E probabilmente ci siamo sentiti non stessi, e più volte, recuperati e ripresi a salvezza dal Signore; recuperati da stati di tristezza, di abbattimento, di incertezza e di solitudine, di dubbio e di pericolo; da situazioni di compromesso col male, da vizi e peccati in cui eravamo caduti. Gesù è ‘specialista’ nel recuperare!

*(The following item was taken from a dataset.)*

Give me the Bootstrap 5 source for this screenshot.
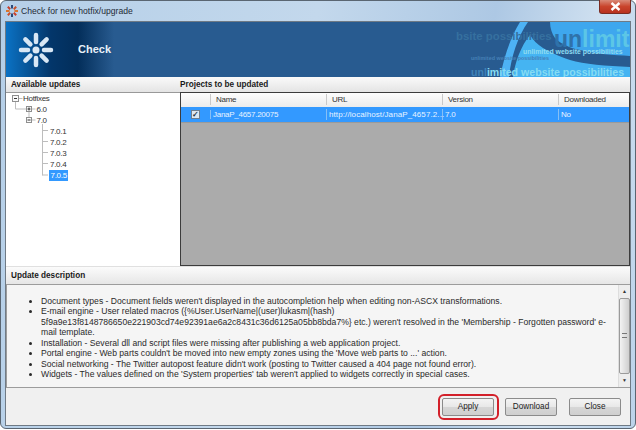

E noi possiamo aiutarlo in questa missione. Santa Teresa del Bambino Gesù a 14 anni venne a sapere di un certo Enrico Pranzini, pluriomicida e condannato a morte, che rifiutava ostinatamente ogni invito alla fede, e insieme alla sorella Celina cominciò ad offrire preghiere e sacrifici al Signore per la sua conversione. Quell’uomo, ormai sul patibolo, poco prima dell’esecuzione, prese in mano il Crocifisso che il sacerdote accanto a lui aveva, e ripetutamente lo baciò. Nel tempo passato era viva la preghiera per la conversione dei ‘poveri peccatori’ (così venivano chiamati); in particolare era riservato a questa preghiera il venerdì, giorno della passione e morte del Signore. E’ una pratica che può essere lodevolmente ripresa. “Animam salvasti, tuam praedistinasti”, diceva sant’Agostino: hai salvato l’anima di un tuo fratello, hai messo al sicuro la salvezza della tua.

A Emmaus, quella sera, i due discepoli non tornarono più: erano stati recuperati da Gesù. Lasciamoci continuamente recuperare anche noi dal Signore, e desideriamo, con lui, recuperare a salvezza quanti più fratelli possiamo.